We went to the lake the next day with our spears—for Thin Legs had made another like the first one—and we rowed in our boat among the shallows, and there came beneath us the great fish; and we speared them, and none of them slipped away, because of the great barbs at the side of our flint spears.
Very heavily laden was our boat, for it was full of fish when we paddled back that day, and very rich in fishes were we now, and great men in the tribe were Thin Legs and I, because of the spears which held the fishes. There would soon be other spears—very many of them—like these spears that Thin Legs and I had made; but that does not matter. After this, in all the time when the winter had not come, there would be fish enough to eat in the caves. So Thin Legs and I were very proud as we strutted along the narrow pathway below the caves and close to the water where the frogs croak so oddly in the weeds of the sloping bank. The boat and the barb were ours!

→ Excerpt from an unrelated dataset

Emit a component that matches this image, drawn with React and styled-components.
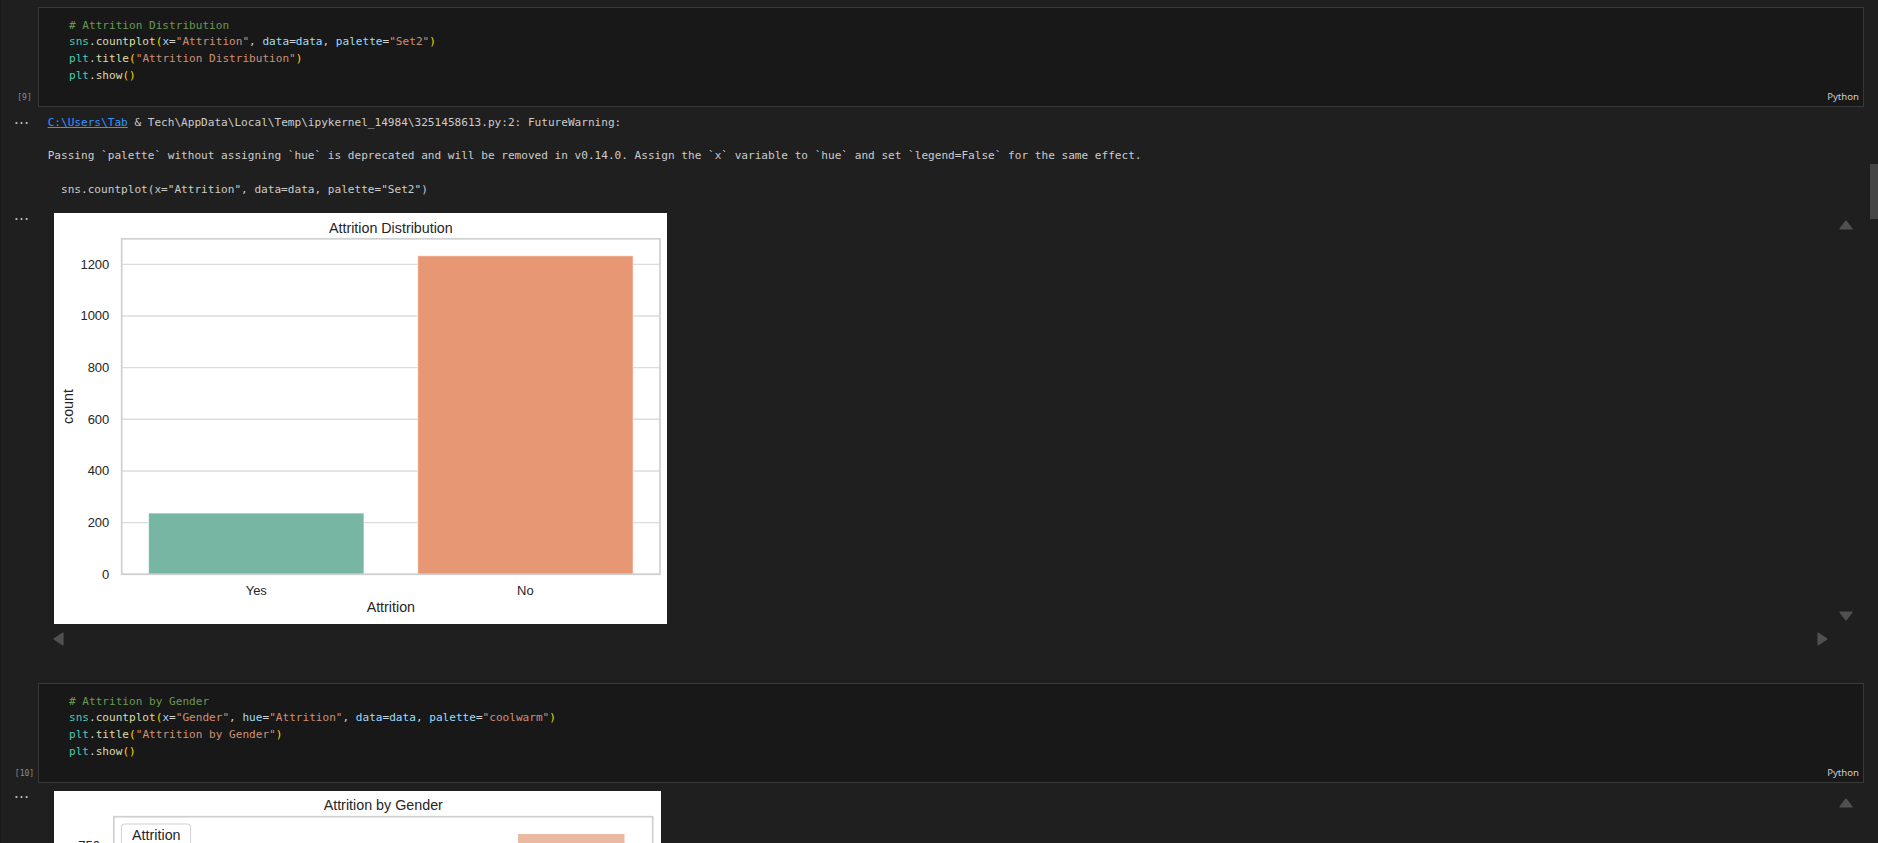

There is a curious white fish, very tender and flaky, and sweet in the mouth, which gathers in schools in the big river just above where the swift current begins, and it came to me that I might go among them with tied lines and barbed hooks trailing from the boat, and so catch at least one or two of them. I wanted Thin Legs to go with me, but he declared it to be unsafe. If once the current got hold of the boat too strongly, he said, it would be carried down the river and over the falls and upon the jagged rocks where no man could live; but I only laughed at him, and said, since he feared, I would fish alone. I took my lines with me, with bait for the barbed hooks, and tied one end of the lines about my waist, letting the hooks float in the water far behind. When I heard the roar of the falls, I became afraid, and wished to turn the boat to row back with the floating hooks; but I found all at once that I had come too far. As I strove to turn, the fierce current caught the paddle, and exerted its strength against me. How could Thin Legs have chanced upon such treacherous wood? The paddle snapped short in the middle, and I was helpless with the fragment of the handle in my hand. The boat whirled round in the rushing waters. The falls roared more loudly. There were the jagged rocks below, and certain death there. I threw myself along the bottom of the tossing boat, lest it overturn even before the leap. But of what avail? There was only death below!
I closed my eyes, and, with a roaring of the waters in my ears, shot downward toward the jagged rocks, and then came nothingness.